Companies today have to contend with large volumes of data increasing in giant leaps. Managing data becomes critical to the business, from storage to processing and deriving relevant information for decision-making, giving birth to the term Big Data.
What is Big Data?
Big Data pertains to the large volumes of data that cannot be easily structured and queried using standard relational database techniques. Data sizes usually range from a few dozen terabytes to many petabytes in a single data set, beyond the ability of commonly used software tools to capture, organize, manage, and process within an acceptable period of time.
Big data is also used to describe the exponential growth, availability and use of both structured and unstructured information. It is considered a high volume, high velocity, high variety information asset that requires new forms of processing to enable improved decision making, insight discovery and process optimization. Read more on big data and data structuring below.
Dimensions of Big Data
Big Data is characterized by several dimensions that are critical to the challenges in handling them. These are:
- Volume. Accumulated data over time from sources like transactions, social media, and sensor data are collected.
- Variety. Data coming in all types of formats, text documents, meter-collected data, video, audio, to databases, etc.
- Velocity. How fast data is generated and how fast it must be processed to meet requirements.
- Variability. Inconsistent data flows with periodic or irregular peaks, event-triggered or influenced by social media.
- Complexity. Large data volumes coming from multiple sources, required to be linked, matched, cleansed and transformed across systems.
Major Challenges in Big Data
1. Shortage in Big Data skills: There is a shortage of skilled data scientists and managers, especially those who are capable in applying predictive analytics to big data. This requires an analytics and data-science capability, needing both software development and IT systems management skill-set.
2. Unorganized system to using big data: There are a large number of companies still using disparate systems for gathering data, not managing log data, or employing antiquated tools and spreadsheets in managing their data, with no comprehensive approach to centralize the information.
3. Increasing data volume from new data sources: Until recently, traditional data capacity was able to cope with the pace of growth in data sets. But with the rise of social networks, real time consumer behavior, mobility, sensor networks and other new data generating sources, organizations’ data capacity began to overflow.
4. Deriving relevant insight from Big Data: It is essential to convert data to significant insights to be useful. Decisions and execution based on discoveries about customer trends or other revelations about market conditions usually deliver better revenue and profit results.
Advanced Analytics on Big Data
With mounting challenges on Big Data, analytics arise to support organizations in better data management.
Big data analytics is the process of examining large amounts of a variety of data to uncover hidden patterns, unknown correlations and other useful information. It relies on the simultaneous application of statistics, computer programming and operations research to quantify performance.

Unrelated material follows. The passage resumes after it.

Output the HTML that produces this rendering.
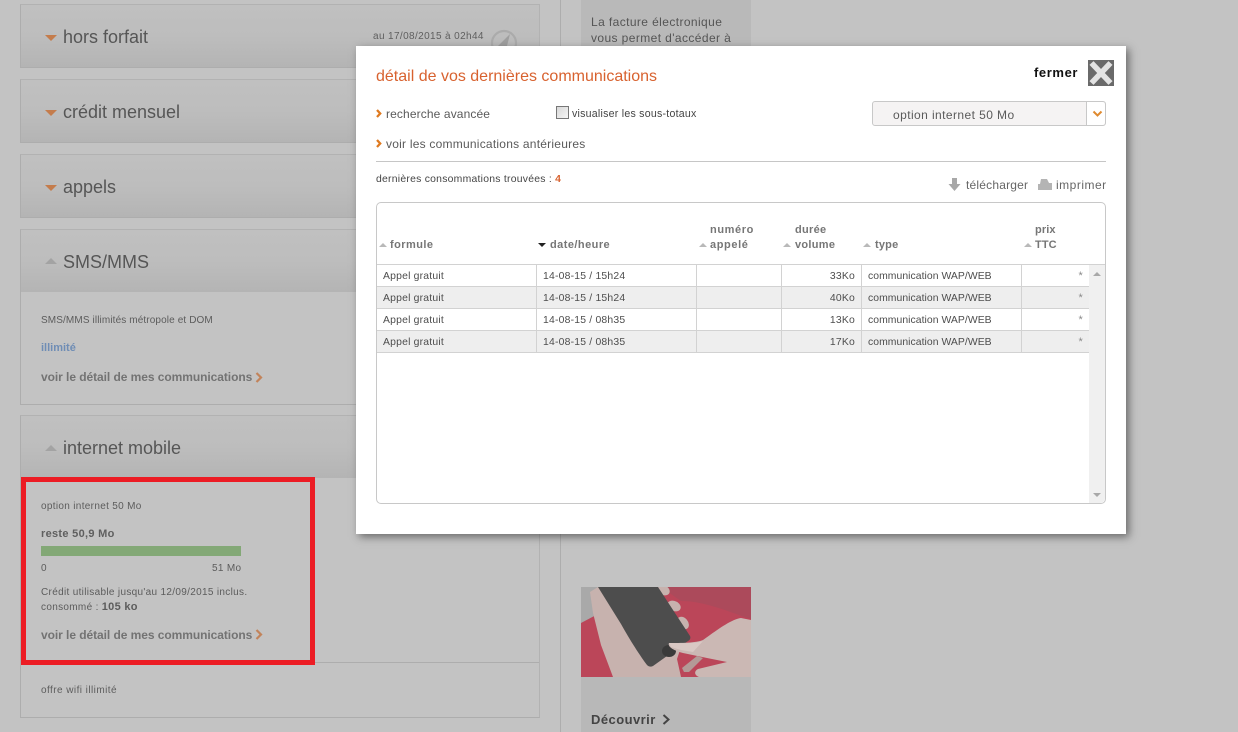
<!DOCTYPE html>
<html lang="fr">
<head>
<meta charset="utf-8">
<title>détail de vos dernières communications</title>
<style>
html,body{margin:0;padding:0;width:1238px;height:732px;overflow:hidden;background:#c3c3c3;font-family:"Liberation Sans",Arial,sans-serif;}
.a{position:absolute;white-space:nowrap;}
.panel{position:absolute;left:20px;width:518px;border:1px solid #adadad;border-color:#b2b2b2 #b2b2b2 #adadad #adadad;}
.head{height:62px;background:linear-gradient(#c0c0c0 0,#bdbdbd 50%,#b4b4b4 100%);}
.ttl{position:absolute;font-size:18px;color:#565656;white-space:nowrap;line-height:20px;}
.tri-d{position:absolute;width:0;height:0;border-left:6px solid transparent;border-right:6px solid transparent;border-top:6px solid #c47c4c;}
.tri-u{position:absolute;width:0;height:0;border-left:6px solid transparent;border-right:6px solid transparent;border-bottom:6px solid #a3a3a3;}
.s10{font-size:10px;color:#5c5c5c;letter-spacing:.32px;}
.link{font-size:12px;font-weight:bold;color:#737373;letter-spacing:-.06px;}
.modal{position:absolute;left:356px;top:46px;width:770px;height:488px;background:#fff;box-shadow:3px 3px 8px rgba(60,60,60,.65);}
.m{position:absolute;white-space:nowrap;color:#5a5a5a;}
.th{position:absolute;font-size:11px;font-weight:bold;color:#767676;white-space:nowrap;line-height:15px;letter-spacing:.45px;}
.sort{position:absolute;width:0;height:0;border-left:4px solid transparent;border-right:4px solid transparent;border-bottom:4px solid #b9b9b9;}
.row{position:absolute;left:0;width:712px;height:21px;border-bottom:1px solid #d2d2d2;}
.row.g{background:#eeeeee;}
.c{position:absolute;top:0;height:21px;line-height:23px;font-size:10.4px;color:#4d4d4d;white-space:nowrap;box-sizing:border-box;border-right:1px solid #d2d2d2;letter-spacing:.2px;}
.c.t{letter-spacing:.05px;}
.c.s{border-right:0;color:#8a8a8a;font-size:11px;text-align:right;padding-right:6px;}
</style>
</head>
<body>
<!-- left panels -->
<div class="panel" style="top:4px;height:62px;"><div class="head"></div></div>
<div class="panel" style="top:79px;height:62px;"><div class="head"></div></div>
<div class="panel" style="top:154px;height:62px;"><div class="head"></div></div>
<div class="panel" style="top:229px;height:174px;"><div class="head"></div></div>
<div class="panel" style="top:415px;height:301px;"><div class="head"></div></div>
<div class="a" style="left:21px;top:662px;width:518px;height:1px;background:#adadad;"></div>

<div class="tri-d" style="left:45px;top:35px;"></div><div class="ttl" style="left:63px;top:27px;">hors forfait</div>
<div class="a s10" style="left:373px;top:31px;letter-spacing:.38px;color:#5f5f5f;">au 17/08/2015 à 02h44</div>
<svg class="a" style="left:490px;top:29px;" width="28" height="17" viewBox="0 0 28 17"><circle cx="14" cy="14" r="12" fill="none" stroke="#ababab" stroke-width="2.2"/><path d="M8 17 L20 5 L17 17Z" fill="#9f9f9f"/></svg>
<div class="tri-d" style="left:45px;top:110px;"></div><div class="ttl" style="left:63px;top:102px;">crédit mensuel</div>
<div class="tri-d" style="left:45px;top:185px;"></div><div class="ttl" style="left:63px;top:177px;">appels</div>
<div class="tri-u" style="left:45px;top:258px;"></div><div class="ttl" style="left:63px;top:252px;">SMS/MMS</div>
<div class="a s10" style="left:41px;top:315px;letter-spacing:.12px;">SMS/MMS illimités métropole et DOM</div>
<div class="a" style="left:41px;top:342px;font-size:11px;font-weight:bold;color:#6f8db5;">illimité</div>
<div class="a link" style="left:41px;top:370px;">voir le détail de mes communications</div>
<svg class="a" style="left:255px;top:372px;" width="8" height="11" viewBox="0 0 8 11"><path d="M1.5 1 L6 5.5 L1.5 10" fill="none" stroke="#c2835a" stroke-width="2.2"/></svg>

<div class="tri-u" style="left:45px;top:445px;"></div><div class="ttl" style="left:63px;top:438px;">internet mobile</div>
<div class="a s10" style="left:41px;top:501px;">option internet 50 Mo</div>
<div class="a" style="left:41px;top:528px;font-size:11px;font-weight:bold;color:#5f5f5f;letter-spacing:.3px;">reste 50,9 Mo</div>
<div class="a" style="left:41px;top:546px;width:200px;height:10px;background:#83a876;"></div>
<div class="a s10" style="left:41px;top:563px;">0</div>
<div class="a s10" style="left:212px;top:563px;">51 Mo</div>
<div class="a s10" style="left:41px;top:587px;">Crédit utilisable jusqu'au 12/09/2015 inclus.</div>
<div class="a s10" style="left:41px;top:601px;">consommé : <b style="font-size:11px;letter-spacing:.3px;">105 ko</b></div>
<div class="a link" style="left:41px;top:628px;">voir le détail de mes communications</div>
<svg class="a" style="left:255px;top:629px;" width="8" height="11" viewBox="0 0 8 11"><path d="M1.5 1 L6 5.5 L1.5 10" fill="none" stroke="#c2835a" stroke-width="2.2"/></svg>
<div class="a s10" style="left:41px;top:685px;letter-spacing:.44px;">offre wifi illimité</div>
<!-- red highlight -->
<div class="a" style="left:21px;top:477px;width:284px;height:178px;border:5px solid #ec1c24;"></div>

<!-- middle line -->
<div class="a" style="left:560px;top:0;width:1px;height:732px;background:#adadad;"></div>

<!-- right column -->
<div class="a" style="left:581px;top:0;width:170px;height:46px;background:#b9b9b9;"></div>
<div class="a" style="left:591px;top:14px;font-size:12px;line-height:16px;color:#555;letter-spacing:.4px;">La facture électronique<br>vous permet d'accéder à</div>
<svg class="a" style="left:581px;top:587px;" width="170" height="90" viewBox="0 0 170 90">
<rect width="170" height="90" fill="#bb4659"/>
<path d="M80 0H170V32C150 26 125 14 100 14Z" fill="#ac4a5b"/>
<path d="M0 0H34V18L0 36Z" fill="#a9a9a9"/>
<path d="M9 5L17 0H60L100 60L96 72L100 90H32L20 58L12 26Z" fill="#c7b2ae"/>
<ellipse cx="82" cy="3" rx="7" ry="5" fill="#c7b2ae" transform="rotate(25 82 3)"/>
<ellipse cx="93" cy="19" rx="7" ry="5" fill="#c7b2ae" transform="rotate(25 93 19)"/>
<ellipse cx="102" cy="36" rx="7" ry="5" fill="#c7b2ae" transform="rotate(50 102 36)"/>
<path d="M17 0H77L109 49C110 51 109 53 107 54L72 79C70 80 68 80 66 78C60 70 50 55 40 37Z" fill="#4d4d4d"/>
<ellipse cx="88" cy="64" rx="7" ry="6" fill="#3a3a3a"/>
<path d="M88 56C100 56 115 56 122 53C132 46 150 32 160 31L170 33V90H118C113 88 113 84 117 82L146 75L126 71L102 66C94 64 86 60 88 56Z" fill="#cbb8b4"/>
<path d="M88 56C100 56 112 57 122 54L112 65L100 63L90 60Z" fill="#d9c8c4"/>
<path d="M101 81L116 69L122 71L108 85L103 85Z" fill="#b39a97"/>
</svg>
<div class="a" style="left:581px;top:677px;width:170px;height:55px;background:#b8b8b8;"></div>
<div class="a" style="left:591px;top:712px;font-size:13px;font-weight:bold;color:#444;letter-spacing:.45px;">Découvrir</div>
<svg class="a" style="left:662px;top:714px;" width="9" height="11" viewBox="0 0 9 11"><path d="M1.5 1 L6.5 5.5 L1.5 10" fill="none" stroke="#444" stroke-width="2"/></svg>

<!-- modal -->
<div class="modal">
  <div class="m" style="left:20px;top:22px;font-size:16px;color:#d8622f;">détail de vos dernières communications</div>
  <div class="m" style="left:678px;top:19px;font-size:13px;font-weight:bold;color:#111;letter-spacing:.6px;">fermer</div>
  <svg class="a" style="left:732px;top:14px;" width="26" height="26" viewBox="0 0 26 26"><rect width="26" height="26" fill="#6a6a6a"/><path d="M3.5 3 L22.5 23 M22.5 3 L3.5 23" stroke="#e3e3e3" stroke-width="5.6"/></svg>

  <svg class="a" style="left:20px;top:63px;" width="6" height="9" viewBox="0 0 6 9"><path d="M1 1 L4.2 4.5 L1 8" fill="none" stroke="#df7a20" stroke-width="2.3"/></svg>
  <div class="m" style="left:30px;top:61px;font-size:12px;letter-spacing:.12px;">recherche avancée</div>
  <div class="a" style="left:200px;top:60px;width:11px;height:11px;border:1px solid #777;background:linear-gradient(135deg,#d8d8d8,#f6f6f6);"></div>
  <div class="m" style="left:216px;top:62px;font-size:10.6px;color:#444;letter-spacing:.24px;">visualiser les sous-totaux</div>

  <div class="a" style="left:516px;top:55px;width:232px;height:23px;border:1px solid #c8c8c8;border-radius:3px;background:#f5f3f3;"></div>
  <div class="a" style="left:730px;top:56px;width:1px;height:23px;background:#c8c8c8;"></div>
  <div class="a" style="left:731px;top:56px;width:18px;height:23px;background:#fff;border-radius:0 3px 3px 0;"></div>
  <div class="m" style="left:537px;top:62px;font-size:12px;letter-spacing:.42px;">option internet 50 Mo</div>
  <svg class="a" style="left:736px;top:64px;" width="11" height="8" viewBox="0 0 11 8"><path d="M1.5 1.5 L5.5 5.5 L9.5 1.5" fill="none" stroke="#df8a30" stroke-width="2"/></svg>

  <svg class="a" style="left:20px;top:93px;" width="6" height="9" viewBox="0 0 6 9"><path d="M1 1 L4.2 4.5 L1 8" fill="none" stroke="#df7a20" stroke-width="2.3"/></svg>
  <div class="m" style="left:30px;top:91px;font-size:12px;letter-spacing:.23px;">voir les communications antérieures</div>
  <div class="a" style="left:20px;top:115px;width:730px;height:1px;background:#c6c6c6;"></div>

  <div class="m" style="left:20px;top:128px;font-size:10.4px;color:#444;letter-spacing:.25px;">dernières consommations trouvées : <span style="color:#d8622f;font-weight:bold;">4</span></div>
  <svg class="a" style="left:592px;top:132px;" width="13" height="13" viewBox="0 0 13 13"><path d="M4 0H9V6H12.5L6.5 13L0.5 6H4Z" fill="#a8a8a8"/></svg>
  <div class="m" style="left:610px;top:132px;font-size:12px;color:#666;letter-spacing:.2px;">télécharger</div>
  <svg class="a" style="left:682px;top:133px;" width="14" height="11" viewBox="0 0 14 11"><path d="M3 0H9L11 4H14V11H0V5H2Z" fill="#b4b4b4"/></svg>
  <div class="m" style="left:700px;top:132px;font-size:12px;color:#666;letter-spacing:.5px;">imprimer</div>

  <!-- table box -->
  <div class="a" style="left:20px;top:156px;width:728px;height:300px;border:1px solid #c8c8c8;border-radius:5px;">
    <div class="sort" style="left:2px;top:40px;"></div>
    <div class="th" style="left:13px;top:35px;">formule</div>
    <div class="sort" style="left:161px;top:40px;border-bottom:0;border-top:4px solid #222;"></div>
    <div class="th" style="left:173px;top:35px;">date/heure</div>
    <div class="sort" style="left:322px;top:40px;"></div>
    <div class="th" style="left:333px;top:20px;letter-spacing:.6px;">numéro<br>appelé</div>
    <div class="sort" style="left:406px;top:40px;"></div>
    <div class="th" style="left:418px;top:20px;letter-spacing:.3px;">durée<br>volume</div>
    <div class="sort" style="left:486px;top:40px;"></div>
    <div class="th" style="left:498px;top:35px;letter-spacing:.2px;">type</div>
    <div class="sort" style="left:647px;top:40px;"></div>
    <div class="th" style="left:658px;top:20px;letter-spacing:.1px;">prix<br>TTC</div>
    <div class="a" style="left:0;top:61px;width:728px;height:1px;background:#d2d2d2;"></div>

    <div class="row" style="top:62px;">
      <div class="c" style="left:0;width:160px;padding-left:6px;">Appel gratuit</div><div class="c" style="left:160px;width:160px;padding-left:6px;">14-08-15 / 15h24</div><div class="c" style="left:320px;width:85px;"></div><div class="c" style="left:405px;width:80px;text-align:right;padding-right:6px;">33Ko</div><div class="c t" style="left:485px;width:160px;padding-left:6px;">communication WAP/WEB</div><div class="c s" style="left:645px;width:67px;">*</div>
    </div>
    <div class="row g" style="top:84px;">
      <div class="c" style="left:0;width:160px;padding-left:6px;">Appel gratuit</div><div class="c" style="left:160px;width:160px;padding-left:6px;">14-08-15 / 15h24</div><div class="c" style="left:320px;width:85px;"></div><div class="c" style="left:405px;width:80px;text-align:right;padding-right:6px;">40Ko</div><div class="c t" style="left:485px;width:160px;padding-left:6px;">communication WAP/WEB</div><div class="c s" style="left:645px;width:67px;">*</div>
    </div>
    <div class="row" style="top:106px;">
      <div class="c" style="left:0;width:160px;padding-left:6px;">Appel gratuit</div><div class="c" style="left:160px;width:160px;padding-left:6px;">14-08-15 / 08h35</div><div class="c" style="left:320px;width:85px;"></div><div class="c" style="left:405px;width:80px;text-align:right;padding-right:6px;">13Ko</div><div class="c t" style="left:485px;width:160px;padding-left:6px;">communication WAP/WEB</div><div class="c s" style="left:645px;width:67px;">*</div>
    </div>
    <div class="row g" style="top:128px;">
      <div class="c" style="left:0;width:160px;padding-left:6px;">Appel gratuit</div><div class="c" style="left:160px;width:160px;padding-left:6px;">14-08-15 / 08h35</div><div class="c" style="left:320px;width:85px;"></div><div class="c" style="left:405px;width:80px;text-align:right;padding-right:6px;">17Ko</div><div class="c t" style="left:485px;width:160px;padding-left:6px;">communication WAP/WEB</div><div class="c s" style="left:645px;width:67px;">*</div>
    </div>
    <!-- scrollbar -->
    <div class="a" style="left:712px;top:62px;width:16px;height:238px;background:#f0f0f0;border-radius:0 0 5px 0;"></div>
    <div class="sort" style="left:716px;top:69px;border-bottom-color:#a8a8a8;"></div>
    <div class="sort" style="left:716px;top:290px;border-bottom:0;border-top:4px solid #a8a8a8;"></div>
  </div>
</div>
</body>
</html>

Advanced Analytics is a grouping of analytic techniques used to predict future outcomes. It is the process of obtaining an optimal and realistic decision based on existing data. It includes:
Predictive analytics-a branch of data mining concerned with the prediction of future probabilities and trends.
Simulation-performing what-if analysis by building on predictive models and capturing interactions among different variables.
Optimization-finding an alternative with the most cost effective or highest achievable performance under the given constraints, by maximizing desired factors and minimizing undesired ones.
Big data analytics can be done with the software tools commonly used as part of advanced analytics disciplines. These are:
- Information management for big data. A more comprehensive data management/data governance approach provides a strategy and the solutions to manage and use big data more effectively.
- Real-time streaming for big data. Analyze high-volume data sets in real-time with the help of Kafka mirrormaker which allows the replication of clusters, thus making them accessible at different destination points. All data metrics can be traced with the help of Kafka monitoring which will enhance the real-time processing of big data and make it accessible for final use.
- High-performance visual analytics. Explores huge volumes of data in mere seconds, quickly identify opportunities for further analysis, and aid in the decisions that will create organizational gains.
- Flexible deployment models. Brings choice, analyze billions of variables, and deploy solutions best suited to the organization’s requirements, e.g., in the cloud, on a dedicated high-performance analytics appliance or within your existing IT infrastructure
The Value of Big Data
The primary goal of big data analytics is to help companies create more precise models of their business environment, applied throughout the business, to aid in informed decisions. The impact of big data rests on the organizations’ recognition of its ultimate value in generating higher quality insights that enable better decision making, interest, and revenues and profit.